Lab 03: Inference for regression

Palmer penguins

Due date

This lab is due on Thursday, October 3 at 11:59pm. To be considered on time, the following must be done by the due date:

  • Final .qmd and .pdf files pushed to your team’s GitHub repo

  • Final .pdf file submitted on Gradescope

Introduction

In this lab you will use linear regression and statistical inference to draw conclusions about penguins living in Palmer Archipelago in Antarctica. You will also use the data to check conditions about the distribution of the model residuals.

During the lab session, you will also begin developing research questions for your final project.

Learning goals

By the end of the lab you will be able to…

  • use statistical inference to draw conclusions about the relationship between two variables
  • use the matrix form of regression to compute statistics for \(\hat{\beta}_j\)
  • use residuals to check the assumptions for regression
  • continue developing a collaborative workflow with your teammates

Getting started

  • A repository has already been created for you and your teammates. Everyone in your team has access to the same repo.

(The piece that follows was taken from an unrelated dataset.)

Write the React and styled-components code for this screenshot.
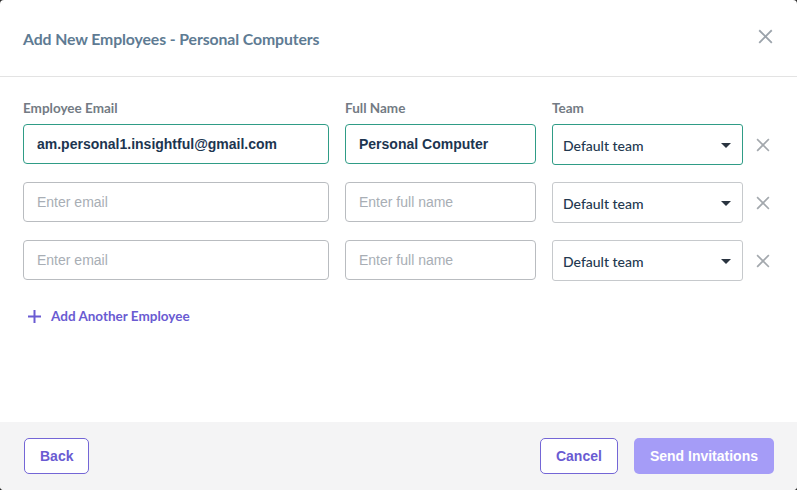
import styled, { createGlobalStyle } from "styled-components";

const GlobalStyle = createGlobalStyle`
  html, body {
    margin: 0;
    padding: 0;
    background: #2b2b2b;
  }
  * {
    box-sizing: border-box;
  }
`;

const rows = [
  { email: "am.personal1.insightful@gmail.com", name: "Personal Computer", filled: true },
  { email: "", name: "", filled: false },
  { email: "", name: "", filled: false },
];

function CloseIcon({ size = 16, color = "#9aa0a6" }) {
  return (
    <svg width={size} height={size} viewBox="0 0 16 16">
      <path d="M2 2 L14 14 M14 2 L2 14" stroke={color} strokeWidth="2" strokeLinecap="square" />
    </svg>
  );
}

function App() {
  return (
    <>
      <GlobalStyle />
      <Modal>
        <Header>
          <Title>Add New Employees - Personal Computers</Title>
          <IconButton>
            <CloseIcon size={15} color="#9ba3ab" />
          </IconButton>
        </Header>
        <Body>
          <Grid>
            <Label>Employee Email</Label>
            <Label>Full Name</Label>
            <Label>Team</Label>
            <span />
            {rows.map((r, i) => (
              <Row key={i}>
                <Input $filled={r.filled} defaultValue={r.email} placeholder="Enter email" />
                <Input $filled={r.filled} defaultValue={r.name} placeholder="Enter full name" />
                <Select $filled={r.filled}>
                  <span>Default team</span>
                  <Caret />
                </Select>
                <RemoveButton>
                  <CloseIcon size={14} color="#a3a8ad" />
                </RemoveButton>
              </Row>
            ))}
          </Grid>
          <AddLink>
            <svg width="15" height="15" viewBox="0 0 15 15">
              <path d="M7.5 1 V14 M1 7.5 H14" stroke="#6a5bd2" strokeWidth="2" />
            </svg>
            Add Another Employee
          </AddLink>
        </Body>
        <Footer>
          <OutlineButton>Back</OutlineButton>
          <FooterRight>
            <OutlineButton>Cancel</OutlineButton>
            <PrimaryButton disabled>Send Invitations</PrimaryButton>
          </FooterRight>
        </Footer>
      </Modal>
    </>
  );
}

const Modal = styled.div`
  width: 797px;
  height: 490px;
  background: #fff;
  border-radius: 4px;
  overflow: hidden;
  display: flex;
  flex-direction: column;
  font-family: "Source Sans Pro", Lato, "Noto Sans", sans-serif;
`;

const Header = styled.div`
  height: 77px;
  flex: none;
  display: flex;
  align-items: center;
  justify-content: space-between;
  padding: 0 24px 0 23px;
  border-bottom: 1px solid #e3e3e3;
`;

const Title = styled.h2`
  margin: 0;
  font-size: 15.8px;
  font-weight: 700;
  color: #5e7b93;
  letter-spacing: -0.1px;
`;

const IconButton = styled.button`
  border: none;
  background: none;
  padding: 0;
  display: flex;
  cursor: pointer;
  margin-top: -4px;
`;

const Body = styled.div`
  flex: 1;
  padding: 23px 23px 0 23px;
`;

const Grid = styled.div`
  display: grid;
  grid-template-columns: 306px 191px 191px 30px;
  column-gap: 16px;
  row-gap: 17px;
  align-items: start;
`;

const Row = styled.div`
  display: contents;
`;

const Label = styled.div`
  font-size: 13.5px;
  font-weight: 700;
  color: #737b84;
  margin-bottom: -9px;
  line-height: 16px;
`;

const Input = styled.input`
  height: 40px;
  width: 100%;
  border: 1px solid ${(p) => (p.$filled ? "#2f9c86" : "#b9bcc0")};
  border-radius: 4px;
  padding: 0 13px;
  font-family: "Liberation Sans", Arial, sans-serif;
  font-size: 14px;
  font-weight: 700;
  color: #1c3550;
  outline: none;
  background: #fff;
  &::placeholder {
    color: #a8aeb5;
    font-weight: 400;
  }
`;

const Select = styled.div`
  height: 41px;
  border: 1px solid ${(p) => (p.$filled ? "#2f9c86" : "#c6c9cc")};
  border-radius: 3px;
  padding: 1px 11px 0 10px;
  display: flex;
  align-items: center;
  justify-content: space-between;
  font-size: 14px;
  color: #23384f;
  font-weight: 500;
`;

const Caret = styled.span`
  width: 0;
  height: 0;
  border-left: 5px solid transparent;
  border-right: 5px solid transparent;
  border-top: 5px solid #2a3440;
`;

const RemoveButton = styled.button`
  border: none;
  background: none;
  padding: 0;
  margin-left: -3px;
  align-self: center;
  display: flex;
  cursor: pointer;
`;

const AddLink = styled.button`
  margin-top: 27px;
  margin-left: 4px;
  border: none;
  background: none;
  padding: 0;
  display: flex;
  align-items: center;
  gap: 9px;
  font-family: "Source Sans Pro", Lato, "Noto Sans", sans-serif;
  font-size: 13.5px;
  font-weight: 700;
  color: #6a5bd2;
  cursor: pointer;
`;

const Footer = styled.div`
  height: 68px;
  flex: none;
  background: #f4f4f5;
  display: flex;
  align-items: center;
  justify-content: space-between;
  padding: 0 23px 0 24px;
`;

const FooterRight = styled.div`
  display: flex;
  gap: 16px;
`;

const OutlineButton = styled.button`
  height: 36px;
  padding: 0 15px;
  border: 1px solid #7466d6;
  border-radius: 5px;
  background: #fff;
  color: #6a5bd2;
  font-family: "Liberation Sans", Arial, sans-serif;
  font-size: 14px;
  font-weight: 700;
  cursor: pointer;
`;

const PrimaryButton = styled.button`
  height: 36px;
  padding: 0 16px;
  border: none;
  border-radius: 5px;
  background: #a59cf7;
  color: #fff;
  font-family: "Liberation Sans", Arial, sans-serif;
  font-size: 14px;
  font-weight: 700;
`;

export default App;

  • Go to the sta221-fa24 organization on GitHub. Click on the repo with the prefix lab-03. It contains the starter documents you need to complete the lab.

  • Each person on the team should clone the repository and open a new project in RStudio. Throughout the lab, each person should get a chance to make commits and push to the repo.

Workflow: Using Git and GitHub as a team

Important

There are no Team Member markers in this lab; however, you should use a similar workflow as in Lab 02. Only one person should type in the group’s .qmd file at a time to avoid merge conflicts. Once that person has finished typing the group’s responses, they should render, commit, and push the changes to GitHub. All other teammates can pull to see the updates in RStudio.

Every teammate must have at least one commit in the lab. Everyone is expected to contribute to discussion even when they are not typing.

Packages

You will use the following packages in today’s lab. Add other packages as needed.

library(tidyverse)
library(tidymodels)
library(knitr)
library(palmerpenguins) #penguins data frame

Data

Today’s data include information about characteristics of three species of penguins living in Palmer Archipelago in Antarctica. The data were collected and made available by Dr. Kristen Gorman and the Palmer Station, Antarctica LTER, a member of the Long Term Ecological Research Network (Gorman, Williams, and Fraser 2014).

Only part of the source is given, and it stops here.